## Task directions
Print the data that follows exactly.

## Source material
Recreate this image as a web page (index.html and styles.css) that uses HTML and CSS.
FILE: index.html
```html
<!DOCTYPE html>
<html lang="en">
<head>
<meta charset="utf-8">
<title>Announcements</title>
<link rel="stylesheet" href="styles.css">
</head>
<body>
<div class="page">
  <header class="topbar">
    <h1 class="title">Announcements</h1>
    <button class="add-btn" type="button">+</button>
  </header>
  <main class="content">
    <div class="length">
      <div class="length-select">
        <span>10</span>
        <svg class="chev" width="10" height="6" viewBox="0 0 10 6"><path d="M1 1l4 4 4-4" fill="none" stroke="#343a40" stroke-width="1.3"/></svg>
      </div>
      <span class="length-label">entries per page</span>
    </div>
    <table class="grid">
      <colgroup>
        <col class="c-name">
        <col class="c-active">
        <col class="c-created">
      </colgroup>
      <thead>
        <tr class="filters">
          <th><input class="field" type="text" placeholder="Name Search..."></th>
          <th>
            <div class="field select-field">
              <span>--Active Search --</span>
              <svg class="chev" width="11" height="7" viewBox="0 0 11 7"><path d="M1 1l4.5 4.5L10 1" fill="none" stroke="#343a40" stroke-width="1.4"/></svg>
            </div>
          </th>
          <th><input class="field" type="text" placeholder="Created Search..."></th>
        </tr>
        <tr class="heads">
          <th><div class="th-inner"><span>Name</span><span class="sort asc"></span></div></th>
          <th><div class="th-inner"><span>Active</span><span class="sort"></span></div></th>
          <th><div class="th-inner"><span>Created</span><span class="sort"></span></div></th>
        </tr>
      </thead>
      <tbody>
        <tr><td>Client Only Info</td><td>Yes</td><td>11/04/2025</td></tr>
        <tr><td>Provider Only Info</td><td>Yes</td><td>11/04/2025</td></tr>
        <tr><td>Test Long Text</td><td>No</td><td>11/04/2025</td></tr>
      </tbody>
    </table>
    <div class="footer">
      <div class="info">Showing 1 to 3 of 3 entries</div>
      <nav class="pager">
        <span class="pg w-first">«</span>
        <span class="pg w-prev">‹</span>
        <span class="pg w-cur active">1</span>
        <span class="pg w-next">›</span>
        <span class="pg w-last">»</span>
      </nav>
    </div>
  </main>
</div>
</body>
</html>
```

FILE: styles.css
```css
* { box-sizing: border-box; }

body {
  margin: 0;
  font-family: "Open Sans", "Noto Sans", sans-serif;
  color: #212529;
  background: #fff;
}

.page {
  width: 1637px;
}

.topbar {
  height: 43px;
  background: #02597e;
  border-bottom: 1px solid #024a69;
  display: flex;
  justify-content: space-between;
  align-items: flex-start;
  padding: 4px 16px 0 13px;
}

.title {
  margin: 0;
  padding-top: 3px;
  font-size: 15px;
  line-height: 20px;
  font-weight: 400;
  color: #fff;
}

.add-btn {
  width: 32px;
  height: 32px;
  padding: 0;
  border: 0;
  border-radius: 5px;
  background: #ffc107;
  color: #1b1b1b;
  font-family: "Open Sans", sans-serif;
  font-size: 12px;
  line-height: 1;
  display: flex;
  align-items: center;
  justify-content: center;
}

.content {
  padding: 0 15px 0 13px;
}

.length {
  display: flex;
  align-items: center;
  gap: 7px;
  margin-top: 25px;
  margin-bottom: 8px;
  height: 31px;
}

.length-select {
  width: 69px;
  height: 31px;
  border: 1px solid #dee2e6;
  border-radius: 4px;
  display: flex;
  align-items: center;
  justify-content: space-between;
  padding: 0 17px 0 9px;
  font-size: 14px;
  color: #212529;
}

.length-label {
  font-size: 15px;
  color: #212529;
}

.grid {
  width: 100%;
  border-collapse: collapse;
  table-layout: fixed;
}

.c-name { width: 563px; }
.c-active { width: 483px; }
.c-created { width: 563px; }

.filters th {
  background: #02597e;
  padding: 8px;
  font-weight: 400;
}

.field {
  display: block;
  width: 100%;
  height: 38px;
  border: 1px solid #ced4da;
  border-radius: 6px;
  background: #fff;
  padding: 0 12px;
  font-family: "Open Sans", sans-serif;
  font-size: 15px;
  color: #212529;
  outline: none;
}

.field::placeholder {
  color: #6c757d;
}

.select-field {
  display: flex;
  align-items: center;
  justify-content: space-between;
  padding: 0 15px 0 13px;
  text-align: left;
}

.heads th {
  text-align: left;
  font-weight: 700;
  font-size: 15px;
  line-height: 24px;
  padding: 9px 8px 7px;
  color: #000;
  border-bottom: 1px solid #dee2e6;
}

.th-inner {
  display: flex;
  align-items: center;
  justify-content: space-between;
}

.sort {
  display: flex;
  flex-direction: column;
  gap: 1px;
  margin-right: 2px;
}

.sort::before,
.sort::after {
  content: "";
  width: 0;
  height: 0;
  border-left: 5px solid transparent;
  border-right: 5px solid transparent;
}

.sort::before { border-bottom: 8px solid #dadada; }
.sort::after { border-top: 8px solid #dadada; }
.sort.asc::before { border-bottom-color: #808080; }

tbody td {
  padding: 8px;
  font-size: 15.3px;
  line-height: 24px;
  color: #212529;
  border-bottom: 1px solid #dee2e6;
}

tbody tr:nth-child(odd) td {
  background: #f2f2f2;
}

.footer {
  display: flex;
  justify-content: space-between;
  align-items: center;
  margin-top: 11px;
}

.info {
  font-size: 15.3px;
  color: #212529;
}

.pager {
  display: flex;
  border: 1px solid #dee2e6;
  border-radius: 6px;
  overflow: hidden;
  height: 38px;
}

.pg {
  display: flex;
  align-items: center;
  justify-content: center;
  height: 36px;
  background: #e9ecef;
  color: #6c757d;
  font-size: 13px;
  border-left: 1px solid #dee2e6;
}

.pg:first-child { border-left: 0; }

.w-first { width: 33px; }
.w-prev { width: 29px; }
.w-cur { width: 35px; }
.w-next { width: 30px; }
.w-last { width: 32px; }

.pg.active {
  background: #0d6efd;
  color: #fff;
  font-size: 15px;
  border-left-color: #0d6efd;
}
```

## Result for this task
Recreate this image as a web page (index.html and styles.css) that uses HTML and CSS.
FILE: index.html
```html
<!DOCTYPE html>
<html lang="en">
<head>
<meta charset="utf-8">
<title>Announcements</title>
<link rel="stylesheet" href="styles.css">
</head>
<body>
<div class="page">
  <header class="topbar">
    <h1 class="title">Announcements</h1>
    <button class="add-btn" type="button">+</button>
  </header>
  <main class="content">
    <div class="length">
      <div class="length-select">
        <span>10</span>
        <svg class="chev" width="10" height="6" viewBox="0 0 10 6"><path d="M1 1l4 4 4-4" fill="none" stroke="#343a40" stroke-width="1.3"/></svg>
      </div>
      <span class="length-label">entries per page</span>
    </div>
    <table class="grid">
      <colgroup>
        <col class="c-name">
        <col class="c-active">
        <col class="c-created">
      </colgroup>
      <thead>
        <tr class="filters">
          <th><input class="field" type="text" placeholder="Name Search..."></th>
          <th>
            <div class="field select-field">
              <span>--Active Search --</span>
              <svg class="chev" width="11" height="7" viewBox="0 0 11 7"><path d="M1 1l4.5 4.5L10 1" fill="none" stroke="#343a40" stroke-width="1.4"/></svg>
            </div>
          </th>
          <th><input class="field" type="text" placeholder="Created Search..."></th>
        </tr>
        <tr class="heads">
          <th><div class="th-inner"><span>Name</span><span class="sort asc"></span></div></th>
          <th><div class="th-inner"><span>Active</span><span class="sort"></span></div></th>
          <th><div class="th-inner"><span>Created</span><span class="sort"></span></div></th>
        </tr>
      </thead>
      <tbody>
        <tr><td>Client Only Info</td><td>Yes</td><td>11/04/2025</td></tr>
        <tr><td>Provider Only Info</td><td>Yes</td><td>11/04/2025</td></tr>
        <tr><td>Test Long Text</td><td>No</td><td>11/04/2025</td></tr>
      </tbody>
    </table>
    <div class="footer">
      <div class="info">Showing 1 to 3 of 3 entries</div>
      <nav class="pager">
        <span class="pg w-first">«</span>
        <span class="pg w-prev">‹</span>
        <span class="pg w-cur active">1</span>
        <span class="pg w-next">›</span>
        <span class="pg w-last">»</span>
      </nav>
    </div>
  </main>
</div>
</body>
</html>
```

FILE: styles.css
```css
* { box-sizing: border-box; }

body {
  margin: 0;
  font-family: "Open Sans", "Noto Sans", sans-serif;
  color: #212529;
  background: #fff;
}

.page {
  width: 1637px;
}

.topbar {
  height: 43px;
  background: #02597e;
  border-bottom: 1px solid #024a69;
  display: flex;
  justify-content: space-between;
  align-items: flex-start;
  padding: 4px 16px 0 13px;
}

.title {
  margin: 0;
  padding-top: 3px;
  font-size: 15px;
  line-height: 20px;
  font-weight: 400;
  color: #fff;
}

.add-btn {
  width: 32px;
  height: 32px;
  padding: 0;
  border: 0;
  border-radius: 5px;
  background: #ffc107;
  color: #1b1b1b;
  font-family: "Open Sans", sans-serif;
  font-size: 12px;
  line-height: 1;
  display: flex;
  align-items: center;
  justify-content: center;
}

.content {
  padding: 0 15px 0 13px;
}

.length {
  display: flex;
  align-items: center;
  gap: 7px;
  margin-top: 25px;
  margin-bottom: 8px;
  height: 31px;
}

.length-select {
  width: 69px;
  height: 31px;
  border: 1px solid #dee2e6;
  border-radius: 4px;
  display: flex;
  align-items: center;
  justify-content: space-between;
  padding: 0 17px 0 9px;
  font-size: 14px;
  color: #212529;
}

.length-label {
  font-size: 15px;
  color: #212529;
}

.grid {
  width: 100%;
  border-collapse: collapse;
  table-layout: fixed;
}

.c-name { width: 563px; }
.c-active { width: 483px; }
.c-created { width: 563px; }

.filters th {
  background: #02597e;
  padding: 8px;
  font-weight: 400;
}

.field {
  display: block;
  width: 100%;
  height: 38px;
  border: 1px solid #ced4da;
  border-radius: 6px;
  background: #fff;
  padding: 0 12px;
  font-family: "Open Sans", sans-serif;
  font-size: 15px;
  color: #212529;
  outline: none;
}

.field::placeholder {
  color: #6c757d;
}

.select-field {
  display: flex;
  align-items: center;
  justify-content: space-between;
  padding: 0 15px 0 13px;
  text-align: left;
}

.heads th {
  text-align: left;
  font-weight: 700;
  font-size: 15px;
  line-height: 24px;
  padding: 9px 8px 7px;
  color: #000;
  border-bottom: 1px solid #dee2e6;
}

.th-inner {
  display: flex;
  align-items: center;
  justify-content: space-between;
}

.sort {
  display: flex;
  flex-direction: column;
  gap: 1px;
  margin-right: 2px;
}

.sort::before,
.sort::after {
  content: "";
  width: 0;
  height: 0;
  border-left: 5px solid transparent;
  border-right: 5px solid transparent;
}

.sort::before { border-bottom: 8px solid #dadada; }
.sort::after { border-top: 8px solid #dadada; }
.sort.asc::before { border-bottom-color: #808080; }

tbody td {
  padding: 8px;
  font-size: 15.3px;
  line-height: 24px;
  color: #212529;
  border-bottom: 1px solid #dee2e6;
}

tbody tr:nth-child(odd) td {
  background: #f2f2f2;
}

.footer {
  display: flex;
  justify-content: space-between;
  align-items: center;
  margin-top: 11px;
}

.info {
  font-size: 15.3px;
  color: #212529;
}

.pager {
  display: flex;
  border: 1px solid #dee2e6;
  border-radius: 6px;
  overflow: hidden;
  height: 38px;
}

.pg {
  display: flex;
  align-items: center;
  justify-content: center;
  height: 36px;
  background: #e9ecef;
  color: #6c757d;
  font-size: 13px;
  border-left: 1px solid #dee2e6;
}

.pg:first-child { border-left: 0; }

.w-first { width: 33px; }
.w-prev { width: 29px; }
.w-cur { width: 35px; }
.w-next { width: 30px; }
.w-last { width: 32px; }

.pg.active {
  background: #0d6efd;
  color: #fff;
  font-size: 15px;
  border-left-color: #0d6efd;
}
```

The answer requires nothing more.